Friday, 13 January 2012

Peeling the e-onion

As part of my presidential duties for Leicester Writers' Club, in conjunction with Creative Leicestershire, I am trying to organise a panel discussion on e-publishing, with the focus on mono-media ebooks that may or may not be published alongside their paper back counterparts. I would have preferred a discussion on multimedia productions for tablets but realised that is a subject too large for a single evening.

For this event I wanted an e-novelist, an epoet, an elibrarian and a British epublisher.

During the past fortnight I have wasted a great deal of time trying to find a British e-publisher, i.e. a firm that selects and edits mono-media books for free,
publishes them online, markets them, takes the profits and pays the authors a small royalty.

I thought the task would be easy - I would just have to put the words British epublisher or perhaps UK epublisher into Google and up would pop a list.

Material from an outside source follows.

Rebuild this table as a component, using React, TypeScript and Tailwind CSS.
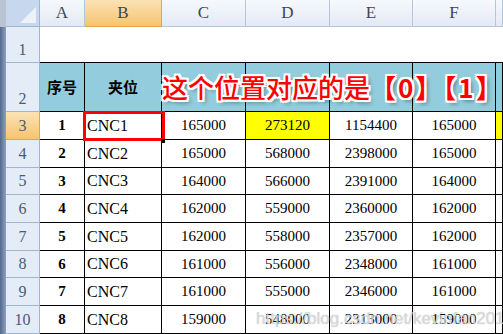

I would then be able to trawl through it, and send out an invitation to the firm I thought most idealistic, most successful and/or most local.

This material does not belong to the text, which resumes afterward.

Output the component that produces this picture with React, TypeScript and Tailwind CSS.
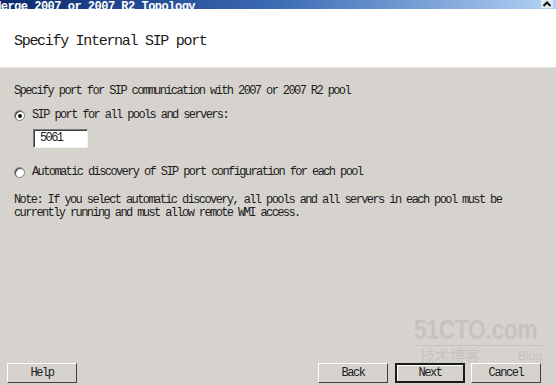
export default function App() {
  const mono = { fontFamily: '"Liberation Mono", "DejaVu Sans Mono", monospace' }

  return (
    <div
      className="relative flex h-[385px] w-[556px] flex-col overflow-hidden bg-[#d6d3ce] text-[#1c1c1c]"
      style={mono}
    >
      {/* Title bar (cut off at the top) */}
      <div className="flex h-[9px] shrink-0 items-end overflow-hidden bg-gradient-to-r from-[#0b2a70] via-[#3d6cb4] to-[#b4d2f4]">
        <span className="-ml-[6px] mb-[-4px] whitespace-nowrap text-[12px] font-bold leading-none tracking-[-0.5px] text-white">
          Merge 2007 or 2007 R2 Topology
        </span>
        <div className="flex-1" />
        <div className="mb-[1px] mr-[3px] flex h-[8px] w-[12px] shrink-0 items-center justify-center bg-[#dfe9f6]">
          <svg width="10" height="6" viewBox="0 0 10 6">
            <path d="M1.5 5 L5 1.5 L8.5 5" stroke="#111" strokeWidth="2" fill="none" />
          </svg>
        </div>
      </div>

      {/* Header */}
      <div className="h-[59px] shrink-0 border-b border-[#e4e1dc] bg-white pl-[14px] pt-[24px]">
        <div className="text-[15px] leading-[18px] tracking-[-1.3px] text-[#1a1a1a]">
          Specify Internal SIP port
        </div>
      </div>

      {/* Body */}
      <div className="flex flex-1 flex-col px-[14px] pt-[17px] text-[12px] leading-[13px] tracking-[-1.6px]">
        <div>Specify port for SIP communication with 2007 or 2007 R2 pool</div>

        <label className="mt-[11px] flex items-center">
          <span className="flex h-[11px] w-[11px] items-center justify-center rounded-full border border-[#808080] bg-white shadow-[inset_1px_1px_0_#404040]">
            <span className="h-[4px] w-[4px] rounded-full bg-[#111]" />
          </span>
          <span className="ml-[7px]">SIP port for all pools and servers:</span>
        </label>

        <div className="ml-[19px] mt-[7px] flex h-[19px] w-[55px] items-center border border-[#7a7a7a] border-b-[#f2f2f2] border-r-[#f2f2f2] bg-white pl-[6px] shadow-[inset_1px_1px_0_#404040]">
          5061
        </div>

        <label className="mt-[18px] flex items-center">
          <span className="h-[11px] w-[11px] rounded-full border border-[#808080] bg-white shadow-[inset_1px_1px_0_#404040]" />
          <span className="ml-[7px]">Automatic discovery of SIP port configuration for each pool</span>
        </label>

        <div className="mt-[15px]">
          Note: If you select automatic discovery, all pools and all servers in each pool must be
          <br />
          currently running and must allow remote WMI access.
        </div>
      </div>

      {/* Buttons */}
      <div className="flex h-[22px] shrink-0 items-start pl-[7px] pr-[15px] text-[12px] tracking-[-1.4px]">
        <button className="h-[20px] w-[70px] border border-[#ffffff] border-b-[#404040] border-r-[#404040] bg-[#d6d3ce] leading-none">
          Help
        </button>
        <div className="flex-1" />
        <button className="h-[20px] w-[70px] border border-[#ffffff] border-b-[#404040] border-r-[#404040] bg-[#d6d3ce] leading-none">
          Back
        </button>
        <button className="ml-[7px] h-[20px] w-[70px] border-2 border-[#1a1a1a] bg-[#d6d3ce] leading-none shadow-[inset_1px_1px_0_#ffffff]">
          Next
        </button>
        <button className="ml-[6px] h-[20px] w-[70px] border border-[#ffffff] border-b-[#404040] border-r-[#404040] bg-[#d6d3ce] leading-none">
          Cancel
        </button>
      </div>

      {/* Watermark */}
      <div className="pointer-events-none absolute left-[414px] top-[317px] flex w-[128px] flex-col text-[#c6c3bd]">
        <span
          className="origin-left scale-x-[0.85] whitespace-nowrap text-[27px] font-bold leading-none tracking-[-0.5px]"
          style={{ fontFamily: '"Liberation Sans", sans-serif' }}
        >
          51CTO.com
        </span>
        <div className="mt-[1px] flex items-end justify-between border-t border-[#c6c3bd] pl-[6px] pt-[1px]">
          <span className="text-[15px] leading-none" style={{ fontFamily: '"Noto Sans CJK SC", sans-serif' }}>
            技术博客
          </span>
          <span className="text-[12px] leading-none" style={{ fontFamily: '"Liberation Sans", sans-serif' }}>
            Blog
          </span>
        </div>
      </div>
    </div>
  )
}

The first obstacle I came across was that the word epublisher often refers to a piece of software enabling authors to format their works; the second, authors who use that software to upload their books are often called epublishers .

After filtering out both software and software users I found lists of firms who claimed to epublish authors' work.

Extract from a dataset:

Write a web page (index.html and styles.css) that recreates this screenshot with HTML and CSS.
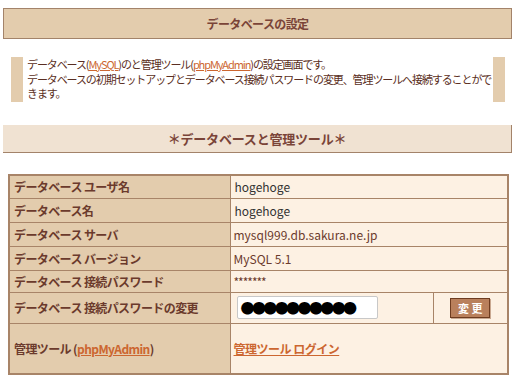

Most firms turned out to be ones offering commercial assistance to self-publishers, where authors pay for services like copy editing, formatting, marketing. Many of the firms also offered to produce a limited run of paper copies in conjunction with each eformat book.

Having paid the firm to produce the books and ebooks, the authors then takes all profits from sales, except where they sell their work through e-retail shops such as Amazon, ibooks or kobo, when they have to pay the retailers a percentage of the sale price.

Once I'd filtered out firms enabling self-publishing, I was left with lists of firms claiming to publish authors' works and to pay royalties.

A few of these firms turned out to be vanity publishing, basically firms retaining the copyright but asking authors to pay a contribution to publishing costs and offering small royalties on the sales. They tended to employ a good measure of flattery to make authors feel as if they were being published by a reputable firm who admired their work. Often these ' author contributions ' were higher than the charges made by genuine self-publishing firms.

I filtered the vanity publishers out to leave the firms that offered to publish for free and pay royalties. However I discovered that a
lthough I had included the word British in my Google search the lists did not consist of British epublishers. Most epublishers' websites gave no indication of the owners physical location. I only found out after contacting them, that the firms were based either in the States or in Canada. Admittedly this wouldn't make much difference to an author publishing an ebook but makes an awful lot of difference for someone wanting to bring a member of a publishing team to Welligton Street on March 22nd to take part in a panel discussion.

Having trawled through the lists without finding a single reputable British firm I feel as if I have finished peeling an onion and have found nothing at the centre.

Have I overlooked an obvious text-only only British epublisher because all along I wanted to be looking for a multi-media proponent or are there no real British epublishers in existence?